Wilbur does in fact have height manipulation ability.
Originally Posted by Redrobes
Basically OP, what I recommend is:
1. Using photoshop, GIMP, or a similar image editing program, create a basic outline of your continents and large islands. Color what you want to be land white, and what you want to be ocean black.
2. Save that as a .png or .bmp file.
3. Open the file in Wilbur.
4. Using select> from terrain, select all the ocean and bring it to one or two miles below sea level. Select the land and bring it to around zero.
5. Using either filters>fill>mound (which unfortunately puts mountains in the centers of continents) or by using a brush (don't worry, it's not as hard as in FT pro) create some contours for your terrain, including where the major mountain ranges are.

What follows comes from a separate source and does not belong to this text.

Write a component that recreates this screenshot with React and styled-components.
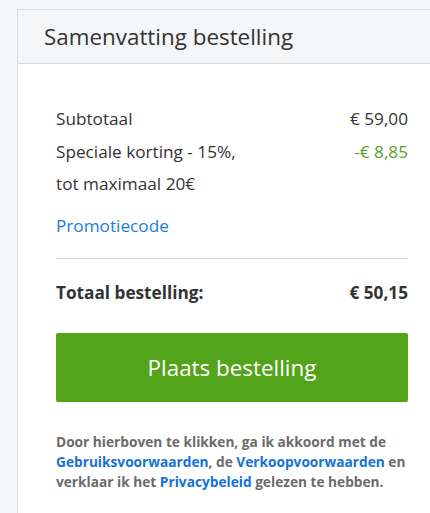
import React from "react";
import styled, { createGlobalStyle } from "styled-components";

const GlobalStyle = createGlobalStyle`
  html, body {
    margin: 0;
    padding: 0;
    background: #f5f6f8;
    overflow: hidden;
    font-family: "Open Sans", "Liberation Sans", sans-serif;
  }
`;

const Page = styled.div`
  padding: 9px 0 0 17px;
  width: 430px;
`;

const Card = styled.section`
  width: 428px;
  border: 1px solid #dcdde1;
  border-right: none;
  background: #fff;
`;

const Header = styled.header`
  background: #f5f6f8;
  border-bottom: 1px solid #d8d9dd;
  height: 53px;
  padding-left: 26px;
  display: flex;
  align-items: center;
`;

const Title = styled.h2`
  margin: 0;
  font-size: 22.4px;
  font-weight: 400;
  color: #333;
`;

const Body = styled.div`
  padding: 39px 38px 30px 38px;
  width: 352px;
`;

const Row = styled.div`
  display: flex;
  justify-content: space-between;
  align-items: flex-start;
  font-size: 17.2px;
  line-height: 32.5px;
  color: #333;
  font-weight: ${(p) => (p.bold ? 700 : 400)};
`;

const Label = styled.span`
  max-width: 200px;
`;

const Amount = styled.span`
  color: ${(p) => (p.discount ? "#5aa12c" : "#333")};
`;

const PromoLink = styled.a`
  display: block;
  margin-top: 9px;
  font-size: 17.2px;
  line-height: 32px;
  color: #1a7ce0;
  text-decoration: none;
`;

const Divider = styled.hr`
  border: none;
  border-top: 1px solid #dadbdf;
  margin: 16px 0 18px;
`;

const OrderButton = styled.button`
  display: block;
  width: 100%;
  height: 69px;
  margin-top: 24px;
  border: none;
  border-radius: 2px;
  background: #54a41b;
  color: #fff;
  font-family: "Open Sans", "Liberation Sans", sans-serif;
  font-size: 22.4px;
  font-weight: 400;
  cursor: pointer;
`;

const Terms = styled.p`
  margin: 30px 0 0;
  font-size: 13.7px;
  line-height: 20px;
  font-weight: 700;
  color: #6b6b6b;
`;

const TermsLink = styled.a`
  color: #1570d8;
  text-decoration: none;
`;

export default function App() {
  return (
    <>
      <GlobalStyle />
      <Page>
        <Card>
          <Header>
            <Title>Samenvatting bestelling</Title>
          </Header>
          <Body>
            <Row>
              <Label>Subtotaal</Label>
              <Amount>€ 59,00</Amount>
            </Row>
            <Row>
              <Label>Speciale korting - 15%, tot maximaal 20€</Label>
              <Amount discount>-€ 8,85</Amount>
            </Row>
            <PromoLink href="#">Promotiecode</PromoLink>
            <Divider />
            <Row bold>
              <Label>Totaal bestelling:</Label>
              <Amount>€ 50,15</Amount>
            </Row>
            <OrderButton>Plaats bestelling</OrderButton>
            <Terms>
              Door hierboven te klikken, ga ik akkoord met de{" "}
              <TermsLink href="#">Gebruiksvoorwaarden</TermsLink>, de{" "}
              <TermsLink href="#">Verkoopvoorwaarden</TermsLink> en verklaar ik
              het <TermsLink href="#">Privacybeleid</TermsLink> gelezen te
              hebben.
            </Terms>
          </Body>
        </Card>
      </Page>
    </>
  );
}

6. For your oceans, you can just do a mound and then invert it. If it looks weird, try using fill basins.
7. Make it a bit random with percentage noise. I find a value of 5-10% works well.
8. Use the span filter to get your maximum and minimum heights how you want them.
9. Now erode it. Incise flow can work, but I prefer precipitation based, even if it takes longer. This will create more authentic-looking shapes. However, it will also wear down your mountains, so in step 7 you should make them a little higher than you want in the final result. This should also erode a bit of land and create continental shelves.
10. Adjust your land a bit with brushes and the exponent filter. If your continents are too high in altitude, you can probably use the subtract brush with high width and height but a low value, or use the exponent filter with a value for land between 1 (no change) and 2. If your mountains are too eroded, you can fix them with the span filter, but be careful, as it may affect the altitudes of low-lying land and shallow ocean.
11. Now smooth out your adjustments with a bit more erosion.
12. To make continental shelves, you can either use mathematical>offset to lower everything 500-1000 feet, or use the exponent filter with a value for "sea" of about 2.
13. One more pass with the erosion filter should finish smoothing things out.